■ **TASK REQUIREMENTS**
For every line in the records that has the word "page", make a copy.

■ **SUPPLIED RECORDS**
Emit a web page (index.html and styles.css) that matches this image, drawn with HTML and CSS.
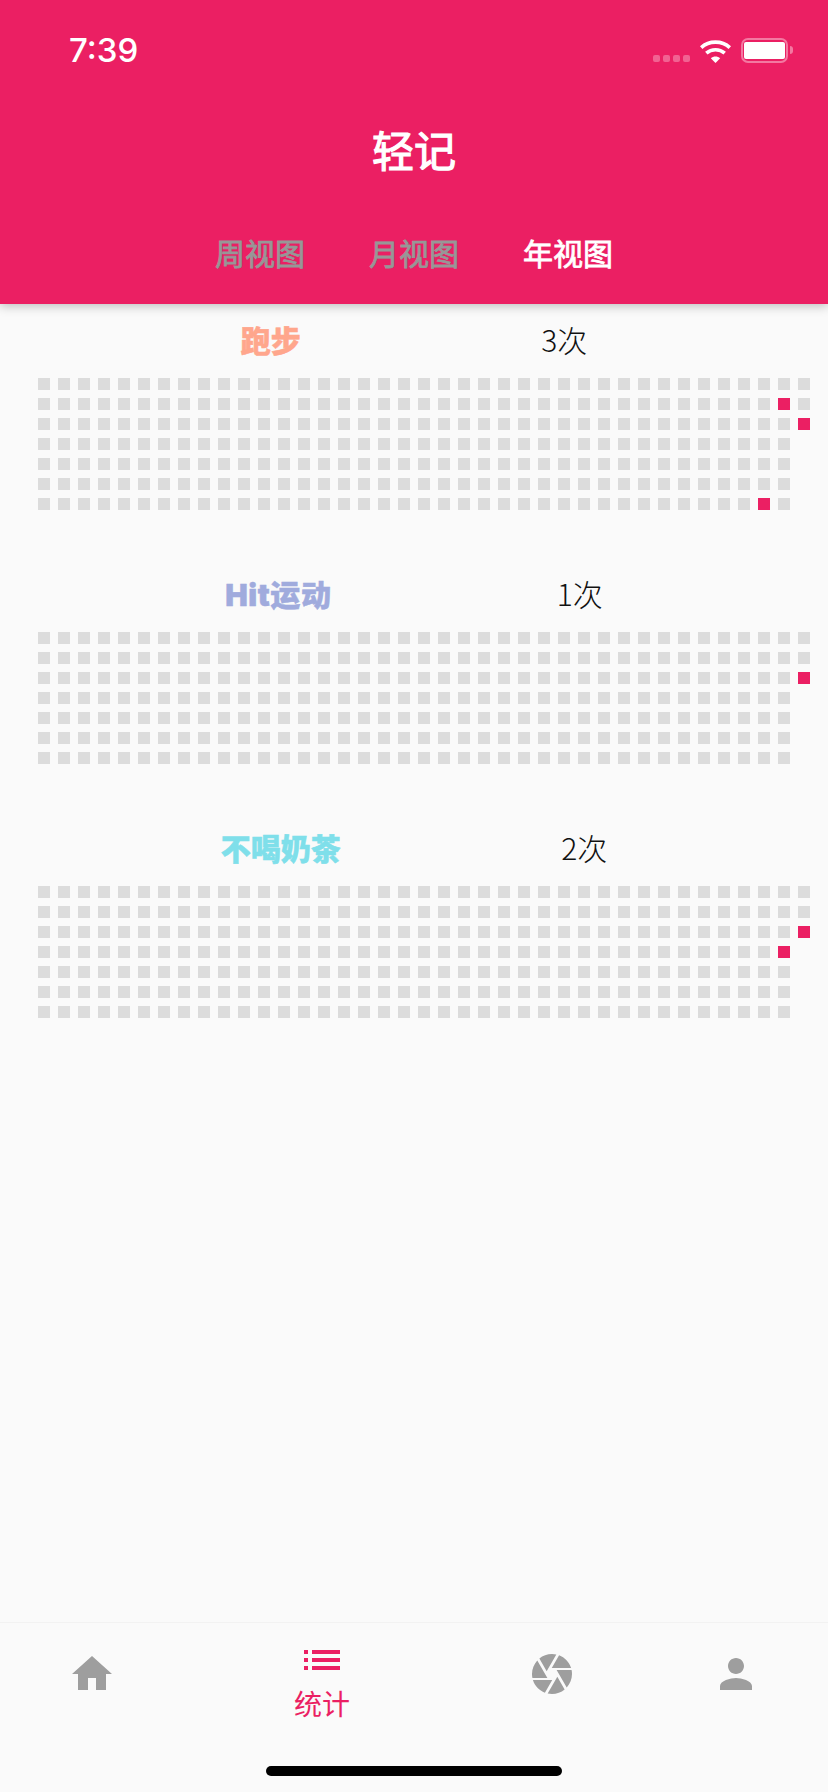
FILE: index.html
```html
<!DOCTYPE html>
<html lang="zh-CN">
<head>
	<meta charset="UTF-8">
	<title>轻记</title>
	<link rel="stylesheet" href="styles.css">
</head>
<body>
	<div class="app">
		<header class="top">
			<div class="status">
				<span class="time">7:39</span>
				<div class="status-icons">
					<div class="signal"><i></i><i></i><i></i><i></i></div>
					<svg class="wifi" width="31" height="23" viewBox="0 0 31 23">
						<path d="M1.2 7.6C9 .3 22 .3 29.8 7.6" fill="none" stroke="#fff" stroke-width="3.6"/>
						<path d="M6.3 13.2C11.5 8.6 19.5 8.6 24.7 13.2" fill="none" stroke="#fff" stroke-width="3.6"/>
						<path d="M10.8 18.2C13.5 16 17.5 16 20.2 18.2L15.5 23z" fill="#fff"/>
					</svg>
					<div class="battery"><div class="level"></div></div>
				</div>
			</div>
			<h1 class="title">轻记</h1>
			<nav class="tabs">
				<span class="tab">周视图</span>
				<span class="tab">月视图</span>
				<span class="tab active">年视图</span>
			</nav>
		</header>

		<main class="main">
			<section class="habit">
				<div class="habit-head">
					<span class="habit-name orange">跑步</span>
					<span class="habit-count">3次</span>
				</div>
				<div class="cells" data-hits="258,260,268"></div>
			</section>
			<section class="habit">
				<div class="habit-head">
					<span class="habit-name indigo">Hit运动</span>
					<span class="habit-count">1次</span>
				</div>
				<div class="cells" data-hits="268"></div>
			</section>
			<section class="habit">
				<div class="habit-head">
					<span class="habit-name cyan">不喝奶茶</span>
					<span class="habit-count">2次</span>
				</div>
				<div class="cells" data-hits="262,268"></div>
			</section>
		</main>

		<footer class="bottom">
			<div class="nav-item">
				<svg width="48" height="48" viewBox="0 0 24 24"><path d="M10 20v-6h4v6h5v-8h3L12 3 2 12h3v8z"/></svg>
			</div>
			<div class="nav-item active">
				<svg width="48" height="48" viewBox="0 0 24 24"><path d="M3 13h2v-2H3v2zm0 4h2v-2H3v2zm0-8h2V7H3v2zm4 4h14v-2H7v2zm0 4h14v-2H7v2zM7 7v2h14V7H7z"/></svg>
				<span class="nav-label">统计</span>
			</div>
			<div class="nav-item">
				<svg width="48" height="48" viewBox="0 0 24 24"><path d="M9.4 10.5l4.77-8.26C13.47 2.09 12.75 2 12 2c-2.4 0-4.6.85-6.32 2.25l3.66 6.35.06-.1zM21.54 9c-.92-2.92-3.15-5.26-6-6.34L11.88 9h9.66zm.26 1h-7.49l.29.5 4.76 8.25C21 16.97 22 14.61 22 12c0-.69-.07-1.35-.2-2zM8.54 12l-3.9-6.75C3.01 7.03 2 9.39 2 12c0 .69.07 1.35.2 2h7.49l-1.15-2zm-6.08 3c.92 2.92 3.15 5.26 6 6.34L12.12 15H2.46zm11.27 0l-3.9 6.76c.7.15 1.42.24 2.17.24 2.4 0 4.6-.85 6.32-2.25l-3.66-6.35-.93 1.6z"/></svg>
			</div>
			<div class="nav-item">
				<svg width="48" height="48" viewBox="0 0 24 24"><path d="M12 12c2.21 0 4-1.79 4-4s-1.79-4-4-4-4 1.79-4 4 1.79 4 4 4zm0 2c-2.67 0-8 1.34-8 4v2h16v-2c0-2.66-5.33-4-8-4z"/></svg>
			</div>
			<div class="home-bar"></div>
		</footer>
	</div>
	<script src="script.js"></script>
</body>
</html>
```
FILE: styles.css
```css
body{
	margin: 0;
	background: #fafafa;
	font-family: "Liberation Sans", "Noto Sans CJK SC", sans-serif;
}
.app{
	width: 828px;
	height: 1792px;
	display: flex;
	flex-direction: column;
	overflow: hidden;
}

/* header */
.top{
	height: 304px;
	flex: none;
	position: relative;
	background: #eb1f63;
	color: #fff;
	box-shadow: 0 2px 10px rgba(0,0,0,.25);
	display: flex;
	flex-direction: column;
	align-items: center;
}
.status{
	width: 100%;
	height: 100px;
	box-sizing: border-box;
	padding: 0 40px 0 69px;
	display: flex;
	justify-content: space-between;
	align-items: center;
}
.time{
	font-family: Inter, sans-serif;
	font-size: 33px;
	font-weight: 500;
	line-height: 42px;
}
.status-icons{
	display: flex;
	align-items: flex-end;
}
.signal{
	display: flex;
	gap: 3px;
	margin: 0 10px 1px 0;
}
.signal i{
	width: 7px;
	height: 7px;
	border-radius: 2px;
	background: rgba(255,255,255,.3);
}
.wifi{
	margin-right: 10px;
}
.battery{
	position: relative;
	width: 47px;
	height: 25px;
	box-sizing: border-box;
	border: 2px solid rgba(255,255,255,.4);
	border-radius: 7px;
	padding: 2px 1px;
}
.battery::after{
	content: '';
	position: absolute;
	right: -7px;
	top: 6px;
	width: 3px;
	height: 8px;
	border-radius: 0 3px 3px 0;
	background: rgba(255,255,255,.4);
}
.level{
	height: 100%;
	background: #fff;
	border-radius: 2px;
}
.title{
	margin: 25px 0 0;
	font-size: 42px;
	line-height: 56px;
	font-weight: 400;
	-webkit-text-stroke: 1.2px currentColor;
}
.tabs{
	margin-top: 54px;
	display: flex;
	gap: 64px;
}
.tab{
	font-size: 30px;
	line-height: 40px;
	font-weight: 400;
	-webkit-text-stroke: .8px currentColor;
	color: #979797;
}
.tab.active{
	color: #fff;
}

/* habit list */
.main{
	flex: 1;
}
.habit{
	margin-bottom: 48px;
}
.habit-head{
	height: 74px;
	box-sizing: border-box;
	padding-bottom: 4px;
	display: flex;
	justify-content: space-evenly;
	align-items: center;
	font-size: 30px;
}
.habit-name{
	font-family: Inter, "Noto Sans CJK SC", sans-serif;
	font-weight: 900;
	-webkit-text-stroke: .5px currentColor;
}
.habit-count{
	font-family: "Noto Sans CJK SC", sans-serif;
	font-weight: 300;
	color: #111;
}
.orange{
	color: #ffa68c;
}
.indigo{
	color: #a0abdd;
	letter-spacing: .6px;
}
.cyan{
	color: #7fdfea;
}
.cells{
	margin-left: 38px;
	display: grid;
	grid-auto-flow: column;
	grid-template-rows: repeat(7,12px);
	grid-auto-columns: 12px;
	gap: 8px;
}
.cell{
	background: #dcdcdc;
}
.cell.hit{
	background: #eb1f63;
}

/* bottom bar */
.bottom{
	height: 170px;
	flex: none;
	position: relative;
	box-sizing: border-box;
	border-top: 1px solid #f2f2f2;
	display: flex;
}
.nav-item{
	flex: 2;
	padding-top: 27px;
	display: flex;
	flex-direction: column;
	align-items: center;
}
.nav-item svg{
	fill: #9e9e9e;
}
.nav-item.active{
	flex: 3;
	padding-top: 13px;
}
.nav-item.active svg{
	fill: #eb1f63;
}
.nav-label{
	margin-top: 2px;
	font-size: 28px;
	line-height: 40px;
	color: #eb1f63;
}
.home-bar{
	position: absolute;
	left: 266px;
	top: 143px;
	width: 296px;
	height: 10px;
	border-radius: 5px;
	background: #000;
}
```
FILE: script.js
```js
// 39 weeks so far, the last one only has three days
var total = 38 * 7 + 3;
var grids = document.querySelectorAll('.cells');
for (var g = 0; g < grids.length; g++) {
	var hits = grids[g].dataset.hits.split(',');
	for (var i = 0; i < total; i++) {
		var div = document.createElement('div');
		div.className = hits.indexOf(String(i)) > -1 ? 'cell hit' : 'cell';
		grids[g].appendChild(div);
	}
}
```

==

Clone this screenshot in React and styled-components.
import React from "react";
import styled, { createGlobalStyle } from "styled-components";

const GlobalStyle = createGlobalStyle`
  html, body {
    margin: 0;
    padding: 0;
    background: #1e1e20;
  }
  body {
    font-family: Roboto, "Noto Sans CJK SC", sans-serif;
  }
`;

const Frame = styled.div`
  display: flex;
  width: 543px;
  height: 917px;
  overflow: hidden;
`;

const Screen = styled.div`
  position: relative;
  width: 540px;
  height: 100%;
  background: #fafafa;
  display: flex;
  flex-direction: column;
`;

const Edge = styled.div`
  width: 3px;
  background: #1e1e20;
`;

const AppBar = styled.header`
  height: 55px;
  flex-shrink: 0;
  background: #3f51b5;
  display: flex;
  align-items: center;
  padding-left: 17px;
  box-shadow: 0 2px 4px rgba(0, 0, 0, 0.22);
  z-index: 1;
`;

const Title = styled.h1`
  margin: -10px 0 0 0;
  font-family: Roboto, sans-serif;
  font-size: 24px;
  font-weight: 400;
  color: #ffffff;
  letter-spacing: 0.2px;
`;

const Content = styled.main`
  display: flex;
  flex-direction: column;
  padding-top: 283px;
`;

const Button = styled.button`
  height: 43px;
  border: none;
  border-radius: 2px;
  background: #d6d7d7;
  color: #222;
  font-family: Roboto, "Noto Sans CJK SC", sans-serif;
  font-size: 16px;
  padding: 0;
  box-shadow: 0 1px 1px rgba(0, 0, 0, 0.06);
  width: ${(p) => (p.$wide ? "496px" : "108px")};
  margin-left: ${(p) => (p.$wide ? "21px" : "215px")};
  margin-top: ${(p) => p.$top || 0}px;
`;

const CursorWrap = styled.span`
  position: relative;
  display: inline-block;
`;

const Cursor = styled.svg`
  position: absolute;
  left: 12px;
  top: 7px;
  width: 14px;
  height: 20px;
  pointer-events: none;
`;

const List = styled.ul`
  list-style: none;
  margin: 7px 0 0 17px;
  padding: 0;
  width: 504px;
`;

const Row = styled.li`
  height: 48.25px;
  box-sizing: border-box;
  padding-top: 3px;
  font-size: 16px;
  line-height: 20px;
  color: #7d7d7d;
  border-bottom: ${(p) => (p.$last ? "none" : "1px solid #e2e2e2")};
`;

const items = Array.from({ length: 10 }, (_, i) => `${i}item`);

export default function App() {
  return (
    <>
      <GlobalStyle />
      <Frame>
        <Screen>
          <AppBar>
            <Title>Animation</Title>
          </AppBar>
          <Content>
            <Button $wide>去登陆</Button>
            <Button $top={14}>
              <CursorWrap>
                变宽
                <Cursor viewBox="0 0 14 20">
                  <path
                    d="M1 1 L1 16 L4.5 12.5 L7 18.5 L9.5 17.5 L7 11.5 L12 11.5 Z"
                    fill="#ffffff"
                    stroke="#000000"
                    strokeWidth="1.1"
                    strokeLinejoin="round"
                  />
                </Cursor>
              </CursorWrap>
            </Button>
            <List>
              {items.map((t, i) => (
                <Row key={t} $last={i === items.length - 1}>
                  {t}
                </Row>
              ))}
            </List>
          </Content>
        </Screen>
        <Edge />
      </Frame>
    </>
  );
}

* * *

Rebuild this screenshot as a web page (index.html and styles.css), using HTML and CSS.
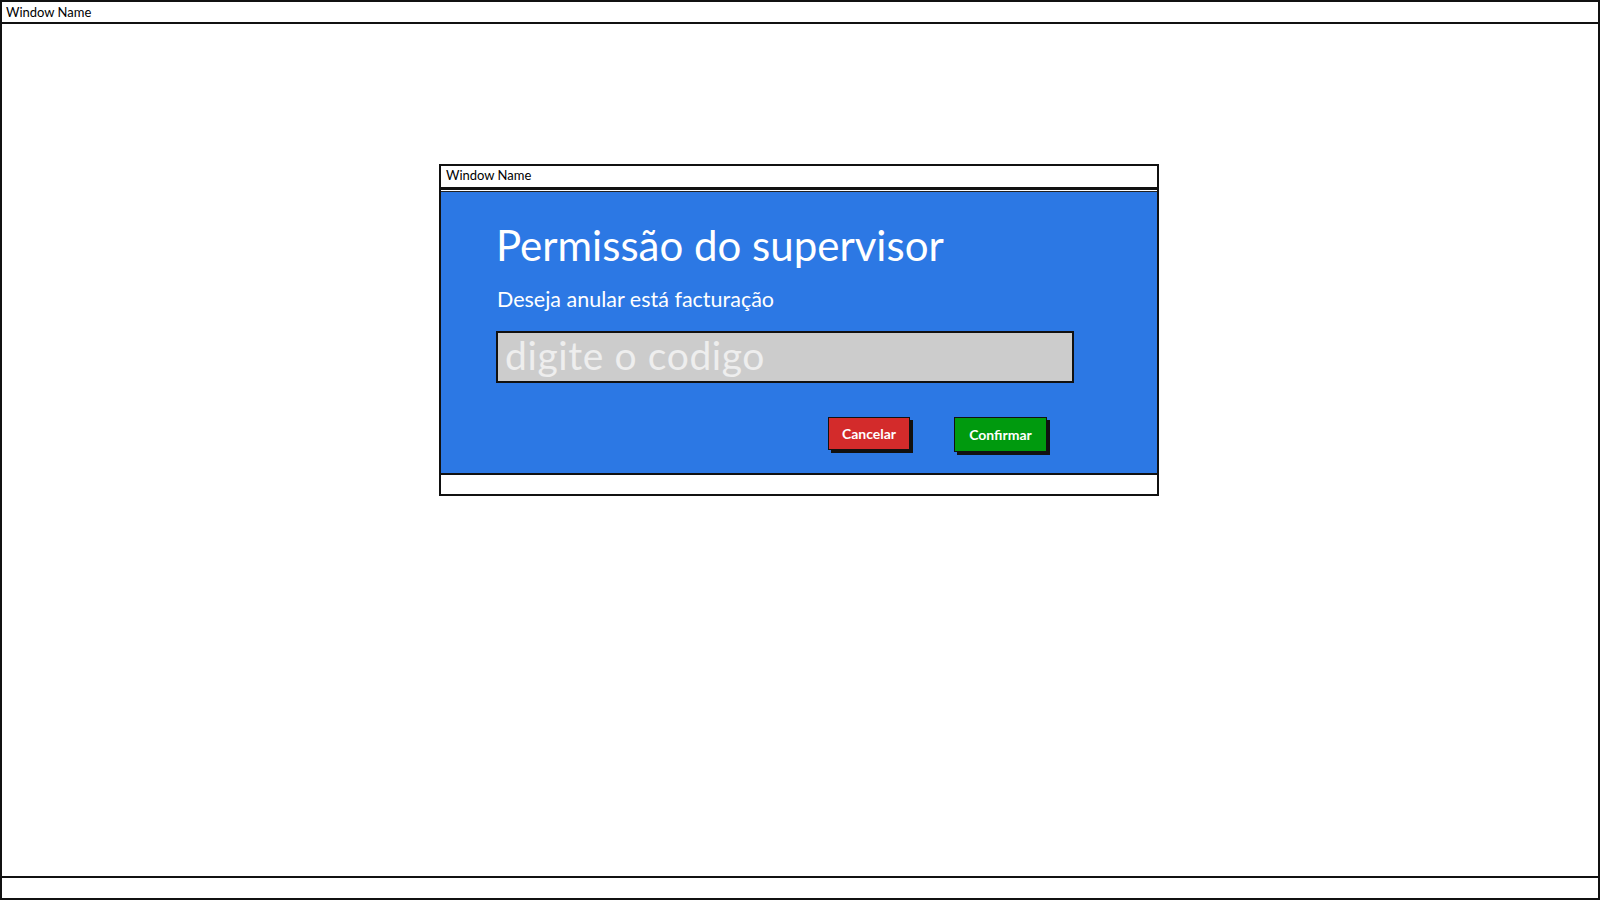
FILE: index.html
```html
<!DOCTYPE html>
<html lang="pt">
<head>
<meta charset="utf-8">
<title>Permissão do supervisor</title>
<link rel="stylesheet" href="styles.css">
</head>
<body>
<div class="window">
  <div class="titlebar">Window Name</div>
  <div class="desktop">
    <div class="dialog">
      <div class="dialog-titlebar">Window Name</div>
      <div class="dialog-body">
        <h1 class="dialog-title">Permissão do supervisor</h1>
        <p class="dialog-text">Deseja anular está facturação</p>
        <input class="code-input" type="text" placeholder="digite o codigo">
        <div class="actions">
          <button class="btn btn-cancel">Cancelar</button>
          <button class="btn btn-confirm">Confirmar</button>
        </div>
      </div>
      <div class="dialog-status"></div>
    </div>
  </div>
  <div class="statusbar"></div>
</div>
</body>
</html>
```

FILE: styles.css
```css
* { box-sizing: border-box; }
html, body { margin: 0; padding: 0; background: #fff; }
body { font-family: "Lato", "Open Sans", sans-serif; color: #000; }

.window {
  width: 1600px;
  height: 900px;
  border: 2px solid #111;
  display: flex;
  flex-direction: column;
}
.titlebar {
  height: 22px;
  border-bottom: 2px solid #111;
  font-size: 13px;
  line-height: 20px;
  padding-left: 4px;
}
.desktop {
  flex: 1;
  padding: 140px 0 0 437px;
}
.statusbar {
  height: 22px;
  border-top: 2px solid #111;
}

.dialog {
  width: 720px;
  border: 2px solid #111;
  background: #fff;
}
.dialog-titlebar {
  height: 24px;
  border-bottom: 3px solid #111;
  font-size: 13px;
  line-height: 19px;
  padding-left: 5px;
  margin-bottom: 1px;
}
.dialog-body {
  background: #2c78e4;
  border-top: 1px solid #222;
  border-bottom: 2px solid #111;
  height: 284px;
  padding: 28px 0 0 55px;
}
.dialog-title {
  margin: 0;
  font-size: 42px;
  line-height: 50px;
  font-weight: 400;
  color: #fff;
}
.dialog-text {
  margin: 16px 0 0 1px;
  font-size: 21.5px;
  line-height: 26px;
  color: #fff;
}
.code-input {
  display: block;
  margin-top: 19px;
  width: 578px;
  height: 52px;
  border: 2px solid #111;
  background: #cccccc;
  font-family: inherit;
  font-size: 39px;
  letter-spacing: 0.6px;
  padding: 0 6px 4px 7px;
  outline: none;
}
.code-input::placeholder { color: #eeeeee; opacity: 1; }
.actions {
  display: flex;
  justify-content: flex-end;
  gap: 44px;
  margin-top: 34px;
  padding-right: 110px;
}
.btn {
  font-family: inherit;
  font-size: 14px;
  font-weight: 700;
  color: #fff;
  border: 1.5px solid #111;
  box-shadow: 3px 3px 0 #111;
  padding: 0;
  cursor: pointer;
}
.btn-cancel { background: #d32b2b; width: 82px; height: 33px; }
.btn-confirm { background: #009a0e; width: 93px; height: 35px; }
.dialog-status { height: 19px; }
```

■ **WRITTEN REPLY**
Emit a web page (index.html and styles.css) that matches this image, drawn with HTML and CSS.
Rebuild this screenshot as a web page (index.html and styles.css), using HTML and CSS.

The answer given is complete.